In a Feb. 28 post on X, Ethereum co-founder Vitalik Buterin said that after more than a decade of research, Ethereum’s long-running push toward account abstraction may finally be ready for prime time. The change would be implemented through EIP-8141, a proposal that introduces native smart accounts at the protocol level rather than relying on workarounds.
Account abstraction (AA) replaces traditional externally owned accounts, or EOAs, which depend on private keys and fixed ECDSA signatures, with programmable smart accounts governed by contract logic. That means validation, execution and fee payments can all be customized. Users could pay gas fees in stablecoins such as USDC, recover lost keys through social recovery systems, or require multiple signatures before funds move.
Buterin has described the shift as core to a cleaner, more resilient Ethereum design. “Finally, after over a decade of research and refinement of these techniques, this all looks possible to make happen within a year (Hegota fork),” he wrote, framing the proposal as the culmination of years of incremental upgrades.
The Hegota upgrade is currently targeted for the second half of 2026, following recent network changes, including Pectra in May 2025 and Fusaka in December 2025. If development proceeds as planned, native smart accounts could go live by late 2026 or early 2027, aligning with Buterin’s “within a year” timeline.
Technically, EIP-8141 introduces a new transaction type known as “frame transactions.” Instead of a single action, a transaction can contain up to 1,000 frames that separately handle validation, execution, or gas payments. A new APPROVE opcode enables accounts to authorize actions under custom rules, while paymasters allow fees to be covered in non- ETH tokens or sponsored entirely.
Supporters argue that the shift could significantly improve user experience and security for specific jurisdictions interacting with decentralized finance (DeFi), NFTs and other applications. Features such as multisignature validation, key rotation, and even quantum-resistant cryptography could reduce the risk of lost funds or compromised wallets. Batch transactions could also lower costs by grouping actions into a single atomic operation.
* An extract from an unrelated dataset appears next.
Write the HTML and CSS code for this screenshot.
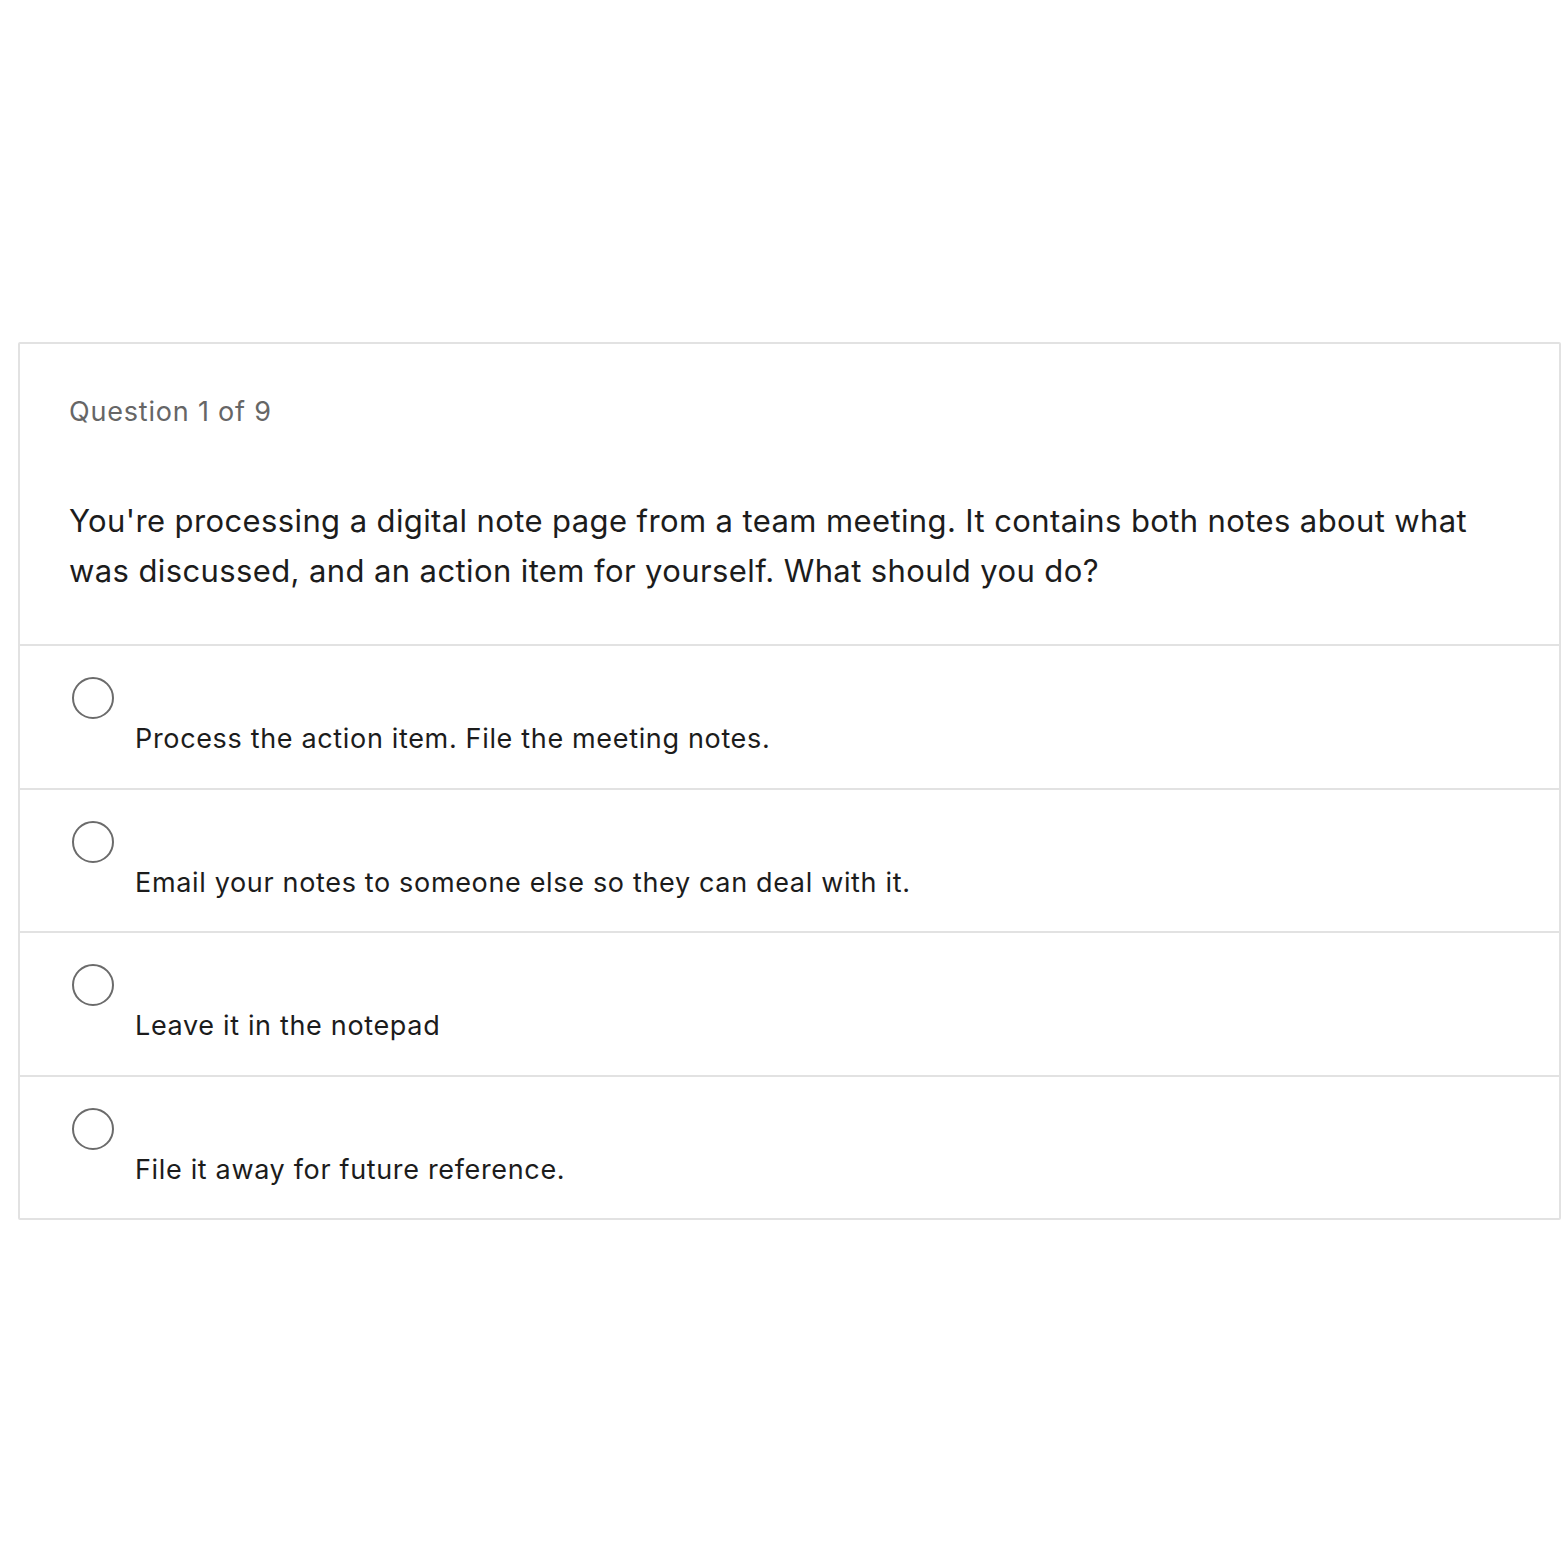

The proposal also intersects with EIP-7805, known as FOCIL, which aims to strengthen censorship resistance by broadening who can include transactions in blocks. Together, smart accounts and FOCIL could make Ethereum more neutral and resilient in adversarial environments, a key concern as U.S. regulators continue to scrutinize crypto infrastructure.
“AA is also highly complementary with FOCIL: FOCIL ensures rapid inclusion guarantees for transactions, and AA ensures that all of the more complex operations people want to make actually can be made directly as first-class transactions,” Buterin explained.
Still, the plan is not without critics. Allowing arbitrary contract logic during transaction validation increases complexity and raises concerns about denial-of-service risks in the mempool. Developers have proposed conservative and “aggressive” mempool modes to mitigate abuse, but some in the community argue the design adds protocol weight compared with simpler signature updates.
“It doesn’t need to be so overcomplicated, just switch the EOAs to new DSA or change the code field from 0 to the pq DSA pub key by default,” one critic wrote in response to Buterin’s X post. “You don’t need to over-engineer this,” the individual added. “Apple to release new iPhone specifically designed to read Vitalik’s long ahh posts about over-engineered solutions to Ethereum’s technical debt,” another pundit posted.
Hardware compatibility presents another hurdle. Quantum-resistant signatures may exceed storage limits on some legacy hardware wallets, potentially forcing device upgrades. Migration also remains optional, meaning older EOAs could persist, leaving a mixed ecosystem for years.
Ethereum has tested variations of account abstraction before, including EIP-4337, which launched in 2023 and enabled smart wallets without protocol changes. By early 2026, more than 1 million such accounts had been created. But those systems rely on bundlers and relayers, introducing intermediaries that native abstraction aims to remove.
For now, developers and users are watching the Ethereum roadmap closely. If Hegota lands on schedule, Ethereum could unify its account model under programmable smart accounts, reshaping wallet security and usability for U.S. and global users alike — and finally retiring the notion that losing a private key means game over.
- What is Ethereum account abstraction?
Account abstraction allows Ethereum wallets to use customizable smart contract logic instead of fixed private-key signatures. - When will Ethereum smart accounts launch?
Native smart accounts could arrive in the Hegota upgrade targeted for the second half of 2026. - What is EIP-8141?
EIP-8141 introduces frame transactions that enable programmable smart accounts at the protocol level. - Can users pay Ethereum gas fees in stablecoins?
Under EIP-8141, paymasters could allow gas fees to be paid in tokens such as USDC instead of ETH.